-- Instructions for the task --
Answer with nothing except the number of lines that contain the word "index".

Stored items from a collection
··········
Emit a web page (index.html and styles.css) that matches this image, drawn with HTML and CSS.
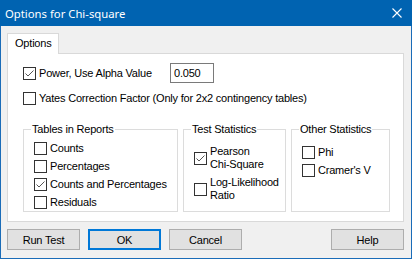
FILE: index.html
```html
<!DOCTYPE html>
<html lang="en">
<head>
    <meta charset="UTF-8">
    <title>Options for Chi-square</title>
    <link rel="stylesheet" href="styles.css">
</head>
<body>

    <div class="window">
        <div class="titlebar">
            <span class="title">Options for Chi-square</span>
            <svg class="close" width="10" height="10" viewBox="0 0 10 10">
                <path d="M0.5 0.5 L9.5 9.5 M9.5 0.5 L0.5 9.5" stroke="#fff" stroke-width="1.1" fill="none"/>
            </svg>
        </div>

        <div class="client">
            <div class="tabs">
                <div class="tab">Options</div>
            </div>

            <div class="panel">
                <div class="row first">
                    <label class="check power">
                        <span class="box"><svg width="11" height="11" viewBox="0 0 11 11"><path d="M1.5 5.5 L4 8 L9.5 2.5" stroke="#555" stroke-width="1" fill="none"/></svg></span>
                        Power, Use Alpha Value
                    </label>
                    <input class="num" type="text" value="0.050">
                </div>
                <div class="row second">
                    <label class="check"><span class="box"></span>Yates Correction Factor (Only for 2x2 contingency tables)</label>
                </div>

                <div class="groups">
                    <fieldset class="group tables">
                        <legend>Tables in Reports</legend>
                        <label class="check item"><span class="box"></span>Counts</label>
                        <label class="check item"><span class="box"></span>Percentages</label>
                        <label class="check item">
                            <span class="box"><svg width="11" height="11" viewBox="0 0 11 11"><path d="M1.5 5.5 L4 8 L9.5 2.5" stroke="#555" stroke-width="1" fill="none"/></svg></span>
                            Counts and Percentages
                        </label>
                        <label class="check item"><span class="box"></span>Residuals</label>
                    </fieldset>

                    <fieldset class="group stats">
                        <legend>Test Statistics</legend>
                        <label class="check tall">
                            <span class="box"><svg width="11" height="11" viewBox="0 0 11 11"><path d="M1.5 5.5 L4 8 L9.5 2.5" stroke="#555" stroke-width="1" fill="none"/></svg></span>
                            <span>Pearson<br>Chi-Square</span>
                        </label>
                        <label class="check tall"><span class="box"></span><span>Log-Likelihood<br>Ratio</span></label>
                    </fieldset>

                    <fieldset class="group other">
                        <legend>Other Statistics</legend>
                        <label class="check item"><span class="box"></span>Phi</label>
                        <label class="check item"><span class="box"></span>Cramer's V</label>
                    </fieldset>
                </div>
            </div>

            <div class="buttons">
                <button>Run Test</button>
                <button class="default">OK</button>
                <button>Cancel</button>
                <button class="help">Help</button>
            </div>
        </div>
    </div>

</body>
</html>
```

FILE: styles.css
```css
/* Windows style dialog */
body {
    margin: 0;
    font-family: "Liberation Sans", Arial, sans-serif;
    font-size: 11px;
    letter-spacing: -0.2px;
    color: #000;
    background-color: #f0f0f0;
}

.window {
    width: 412px;
    height: 259px;
    box-sizing: border-box;
    border: 1px solid #1a6cb8;
    border-top: none;
    background-color: #f0f0f0;
}

.titlebar {
    height: 26px;
    margin: 0 -1px;
    padding: 0 10px 0 5px;
    background-color: #0063b1;
    display: flex;
    align-items: center;
    justify-content: space-between;
}

.titlebar .title {
    color: #fff;
    font-family: "Noto Sans", "Open Sans", sans-serif;
    font-size: 11.3px;
    letter-spacing: 0;
}

.client {
    padding: 7px 0 0 6px;
}

.tabs {
    display: flex;
    height: 20px;
}

.tab {
    width: 52px;
    height: 21px;
    box-sizing: border-box;
    border: 1px solid #d9d9d9;
    border-bottom: none;
    background-color: #fff;
    padding: 2px 0 0 7px;
    line-height: 14px;
    position: relative;
    z-index: 1;
}

.panel {
    width: 397px;
    height: 169px;
    box-sizing: border-box;
    border: 1px solid #d9d9d9;
    background-color: #fff;
    padding: 9px 0 0 15px;
}

.row {
    display: flex;
    align-items: center;
}

.row.first {
    height: 20px;
}

.row.second {
    height: 18px;
    margin-top: 6px;
}

.check {
    display: flex;
    align-items: center;
    white-space: nowrap;
    line-height: 13px;
}

.check.power {
    width: 147px;
}

.box {
    width: 13px;
    height: 13px;
    box-sizing: border-box;
    border: 1px solid #333;
    background-color: #fff;
    margin-right: 3px;
    flex: none;
    display: flex;
    align-items: center;
    justify-content: center;
}

.num {
    width: 44px;
    height: 20px;
    box-sizing: border-box;
    border: 1px solid #7a7a7a;
    padding: 0 3px;
    font-family: inherit;
    font-size: 11px;
    letter-spacing: inherit;
    color: #000;
    outline: none;
}

.groups {
    display: flex;
    gap: 5px;
    margin-top: 16px;
}

.group {
    margin: 0;
    padding: 0 0 0 10px;
    height: 89px;
    box-sizing: border-box;
    border: 1px solid #dcdcdc;
    min-width: 0;
}

.group legend {
    padding: 0 1px;
    margin-left: -3px;
    line-height: 13px;
}

.group.tables {
    width: 155px;
    padding-top: 3px;
}

.group.stats {
    width: 103px;
    padding-top: 9px;
}

.group.other {
    width: 99px;
    padding-top: 7px;
}

.check.item {
    height: 18px;
}

.check.tall {
    height: 26px;
    margin-bottom: 5px;
}

.buttons {
    width: 397px;
    display: flex;
    gap: 8px;
    margin-top: 7px;
}

.buttons button {
    width: 73px;
    height: 21px;
    box-sizing: border-box;
    border: 1px solid #adadad;
    background-color: #e1e1e1;
    font-family: inherit;
    font-size: 11px;
    letter-spacing: inherit;
    color: #000;
    padding: 0;
}

.buttons button.default {
    border: 2px solid #0078d7;
}

.buttons button.help {
    margin-left: auto;
}
```
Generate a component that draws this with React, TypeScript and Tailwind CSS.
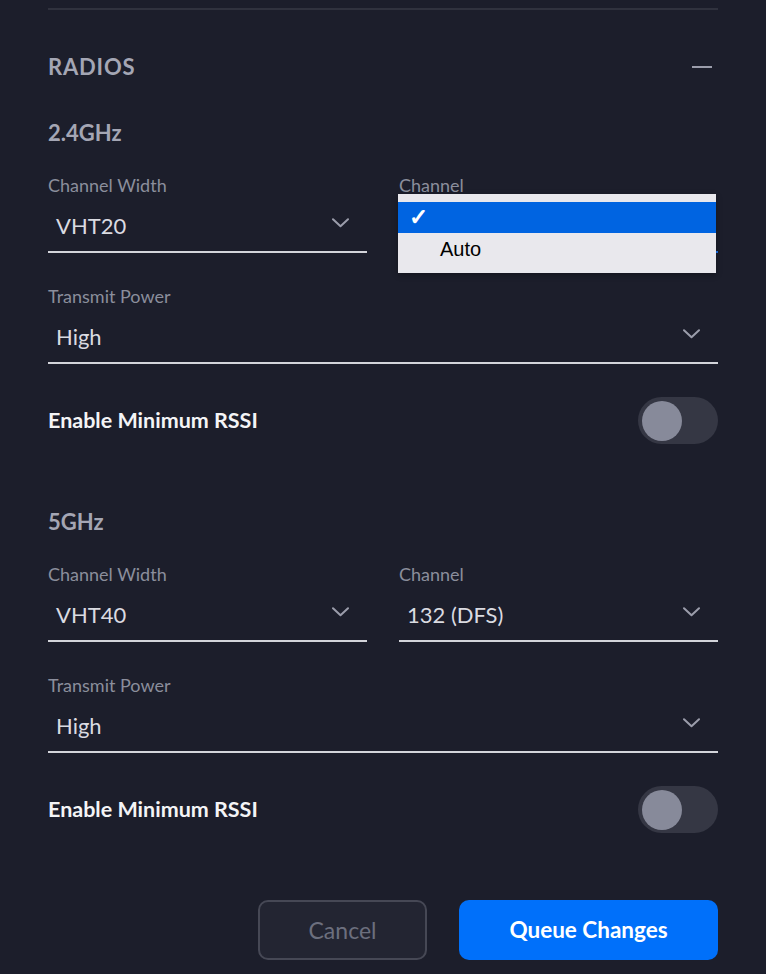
function Chevron() {
  return (
    <svg width="17" height="10" viewBox="0 0 17 10" className="mt-[6px] text-[#9b9dab]" fill="none">
      <path d="M1 1.2 L8.5 8.2 L16 1.2" stroke="currentColor" strokeWidth="2" strokeLinecap="round" strokeLinejoin="round" />
    </svg>
  );
}

function SelectField({
  label,
  value,
  focused = false,
  open = false,
}: {
  label: string;
  value: string;
  focused?: boolean;
  open?: boolean;
}) {
  return (
    <div className="relative">
      <div className="h-[20px] text-[18px] leading-[20px] text-[#8b8e9c]">{label}</div>
      <div
        className={`flex h-[58px] items-start justify-between border-b-2 pl-2 pr-[18px] pt-[17px] ${
          focused ? 'border-[#1a73f0]' : 'border-[#d3d4da]'
        }`}
      >
        <span className="text-[22px] leading-[28px] text-[#dadbe1]">{value}</span>
        <Chevron />
      </div>
      {open && (
        <div className="absolute left-[-1px] top-[19px] z-10 w-[318px] bg-[#e9e8ed] py-[8px] font-['Liberation_Sans',Arial,sans-serif] shadow-[0_2px_6px_rgba(0,0,0,0.3)]">
          <div className="flex h-[31px] items-center bg-[#0064e1] pl-[11px] text-[23px] font-bold text-white">
            ✓
          </div>
          <div className="flex h-[32px] items-center pl-[42px] text-[20px] text-black">Auto</div>
        </div>
      )}
    </div>
  );
}

function Toggle() {
  return (
    <div className="flex h-[47px] w-[80px] items-center rounded-full bg-[#353744] pl-[4px]">
      <div className="h-[40px] w-[40px] rounded-full bg-[#878a9a]" />
    </div>
  );
}

function Band({
  name,
  width,
  channel,
  channelOpen = false,
  className = '',
}: {
  name: string;
  width: string;
  channel: string;
  channelOpen?: boolean;
  className?: string;
}) {
  return (
    <div className={className}>
      <h3 className="text-[22px] font-bold leading-[24px] text-[#a4a6b4]">{name}</h3>
      <div className="mt-[30px] grid grid-cols-2 gap-8">
        <SelectField label="Channel Width" value={width} />
        <SelectField label="Channel" value={channel} focused={channelOpen} open={channelOpen} />
      </div>
      <div className="mt-[33px]">
        <SelectField label="Transmit Power" value="High" />
      </div>
      <div className="mt-[33px] flex h-[47px] items-center justify-between">
        <span className="text-[21.5px] font-bold text-[#f4f4f6]">Enable Minimum RSSI</span>
        <Toggle />
      </div>
    </div>
  );
}

export default function App() {
  return (
    <div className="min-h-[974px] w-full bg-[#1c1e2b] font-['Lato','Noto_Sans',sans-serif]">
      <div className="mx-[48px] pt-[8px]">
        <div className="h-[2px] bg-[#30323e]" />

        {/* Section header */}
        <div className="mt-[45px] flex h-[24px] items-center justify-between">
          <h2 className="text-[22px] font-bold leading-[24px] tracking-[0.8px] text-[#a4a6b4]">RADIOS</h2>
          <div className="mr-[6px] h-[2px] w-[20px] bg-[#9b9dab]" />
        </div>

        <Band name="2.4GHz" width="VHT20" channel="" channelOpen className="mt-[42px]" />
        <Band name="5GHz" width="VHT40" channel="132 (DFS)" className="mt-[66px]" />

        <div className="mt-[67px] flex justify-end gap-8">
          <button className="h-[60px] w-[169px] rounded-[10px] border-2 border-[#464855] bg-[#232532] text-[23px] text-[#6c6f7e]">
            Cancel
          </button>
          <button className="h-[60px] w-[259px] rounded-[10px] bg-[#0070fa] text-[22.5px] font-bold text-white">
            Queue Changes
          </button>
        </div>
      </div>
    </div>
  );
}
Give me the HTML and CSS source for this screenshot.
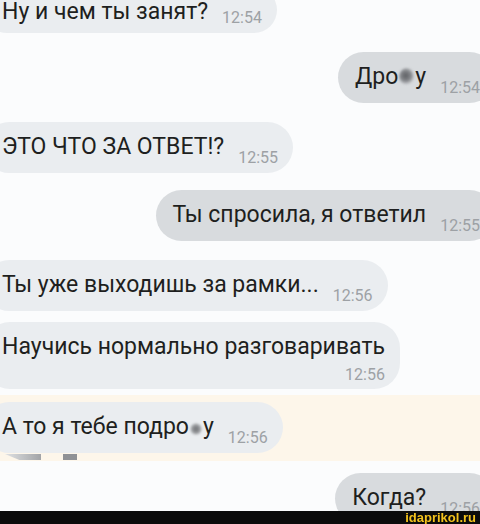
··········
-- Exercise response --
3